— begin —

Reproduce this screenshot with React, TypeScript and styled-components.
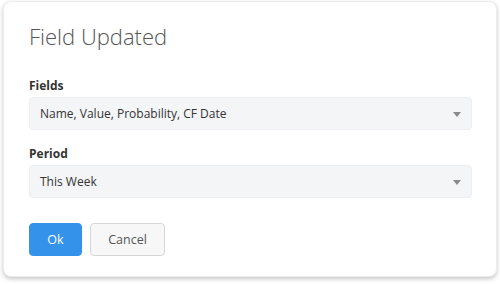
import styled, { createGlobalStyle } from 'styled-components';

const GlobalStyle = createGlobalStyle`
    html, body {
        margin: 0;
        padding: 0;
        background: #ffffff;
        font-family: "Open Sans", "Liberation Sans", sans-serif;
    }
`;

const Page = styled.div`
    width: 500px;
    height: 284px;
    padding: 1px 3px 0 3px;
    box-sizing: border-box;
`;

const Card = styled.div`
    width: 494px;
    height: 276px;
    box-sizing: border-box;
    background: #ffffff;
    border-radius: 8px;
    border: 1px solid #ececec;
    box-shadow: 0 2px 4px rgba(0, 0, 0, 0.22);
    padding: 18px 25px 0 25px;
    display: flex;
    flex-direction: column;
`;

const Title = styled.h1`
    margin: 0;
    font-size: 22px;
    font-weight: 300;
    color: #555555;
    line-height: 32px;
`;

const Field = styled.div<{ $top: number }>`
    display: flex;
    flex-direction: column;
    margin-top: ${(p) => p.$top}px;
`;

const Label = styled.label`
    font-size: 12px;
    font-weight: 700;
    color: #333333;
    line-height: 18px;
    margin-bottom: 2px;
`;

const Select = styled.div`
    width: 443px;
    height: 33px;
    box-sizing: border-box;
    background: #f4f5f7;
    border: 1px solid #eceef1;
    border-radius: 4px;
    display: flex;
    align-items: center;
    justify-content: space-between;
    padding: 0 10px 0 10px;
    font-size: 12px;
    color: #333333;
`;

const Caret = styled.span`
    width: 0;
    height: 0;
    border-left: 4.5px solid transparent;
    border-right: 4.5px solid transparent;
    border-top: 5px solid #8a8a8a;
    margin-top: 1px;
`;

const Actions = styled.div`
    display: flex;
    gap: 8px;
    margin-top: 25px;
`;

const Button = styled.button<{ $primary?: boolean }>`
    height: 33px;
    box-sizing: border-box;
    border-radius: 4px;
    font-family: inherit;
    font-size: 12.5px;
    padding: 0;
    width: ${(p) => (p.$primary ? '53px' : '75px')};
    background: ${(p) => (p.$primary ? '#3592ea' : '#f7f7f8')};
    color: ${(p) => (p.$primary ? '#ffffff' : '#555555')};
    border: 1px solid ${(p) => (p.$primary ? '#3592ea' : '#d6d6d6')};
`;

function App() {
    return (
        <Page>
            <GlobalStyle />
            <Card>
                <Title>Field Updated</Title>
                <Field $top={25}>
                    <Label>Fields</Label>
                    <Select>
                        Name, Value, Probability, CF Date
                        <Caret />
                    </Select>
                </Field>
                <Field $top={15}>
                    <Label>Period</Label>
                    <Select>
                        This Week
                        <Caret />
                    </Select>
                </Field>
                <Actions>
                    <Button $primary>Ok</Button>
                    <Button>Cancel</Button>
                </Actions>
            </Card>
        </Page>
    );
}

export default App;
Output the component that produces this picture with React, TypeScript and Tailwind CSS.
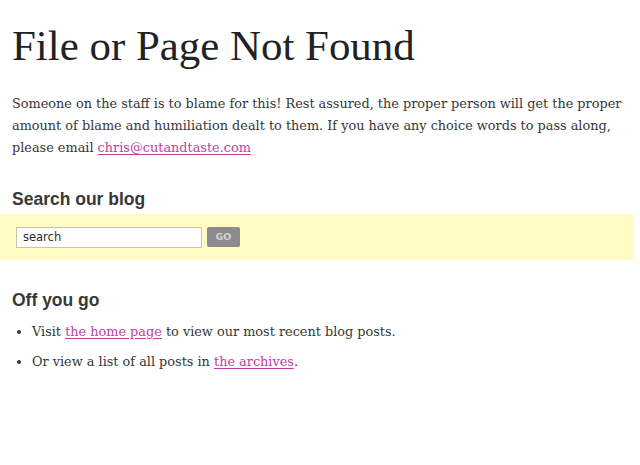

— end —

§ TASK REQUIREMENTS
Set down all the data again exactly as above, pictures excluded.

§ FULL ANSWER
Reproduce this screenshot with React, TypeScript and styled-components.
import styled, { createGlobalStyle } from 'styled-components';

const GlobalStyle = createGlobalStyle`
    html, body {
        margin: 0;
        padding: 0;
        background: #ffffff;
        font-family: "Open Sans", "Liberation Sans", sans-serif;
    }
`;

const Page = styled.div`
    width: 500px;
    height: 284px;
    padding: 1px 3px 0 3px;
    box-sizing: border-box;
`;

const Card = styled.div`
    width: 494px;
    height: 276px;
    box-sizing: border-box;
    background: #ffffff;
    border-radius: 8px;
    border: 1px solid #ececec;
    box-shadow: 0 2px 4px rgba(0, 0, 0, 0.22);
    padding: 18px 25px 0 25px;
    display: flex;
    flex-direction: column;
`;

const Title = styled.h1`
    margin: 0;
    font-size: 22px;
    font-weight: 300;
    color: #555555;
    line-height: 32px;
`;

const Field = styled.div<{ $top: number }>`
    display: flex;
    flex-direction: column;
    margin-top: ${(p) => p.$top}px;
`;

const Label = styled.label`
    font-size: 12px;
    font-weight: 700;
    color: #333333;
    line-height: 18px;
    margin-bottom: 2px;
`;

const Select = styled.div`
    width: 443px;
    height: 33px;
    box-sizing: border-box;
    background: #f4f5f7;
    border: 1px solid #eceef1;
    border-radius: 4px;
    display: flex;
    align-items: center;
    justify-content: space-between;
    padding: 0 10px 0 10px;
    font-size: 12px;
    color: #333333;
`;

const Caret = styled.span`
    width: 0;
    height: 0;
    border-left: 4.5px solid transparent;
    border-right: 4.5px solid transparent;
    border-top: 5px solid #8a8a8a;
    margin-top: 1px;
`;

const Actions = styled.div`
    display: flex;
    gap: 8px;
    margin-top: 25px;
`;

const Button = styled.button<{ $primary?: boolean }>`
    height: 33px;
    box-sizing: border-box;
    border-radius: 4px;
    font-family: inherit;
    font-size: 12.5px;
    padding: 0;
    width: ${(p) => (p.$primary ? '53px' : '75px')};
    background: ${(p) => (p.$primary ? '#3592ea' : '#f7f7f8')};
    color: ${(p) => (p.$primary ? '#ffffff' : '#555555')};
    border: 1px solid ${(p) => (p.$primary ? '#3592ea' : '#d6d6d6')};
`;

function App() {
    return (
        <Page>
            <GlobalStyle />
            <Card>
                <Title>Field Updated</Title>
                <Field $top={25}>
                    <Label>Fields</Label>
                    <Select>
                        Name, Value, Probability, CF Date
                        <Caret />
                    </Select>
                </Field>
                <Field $top={15}>
                    <Label>Period</Label>
                    <Select>
                        This Week
                        <Caret />
                    </Select>
                </Field>
                <Actions>
                    <Button $primary>Ok</Button>
                    <Button>Cancel</Button>
                </Actions>
            </Card>
        </Page>
    );
}

export default App;
Output the component that produces this picture with React, TypeScript and Tailwind CSS.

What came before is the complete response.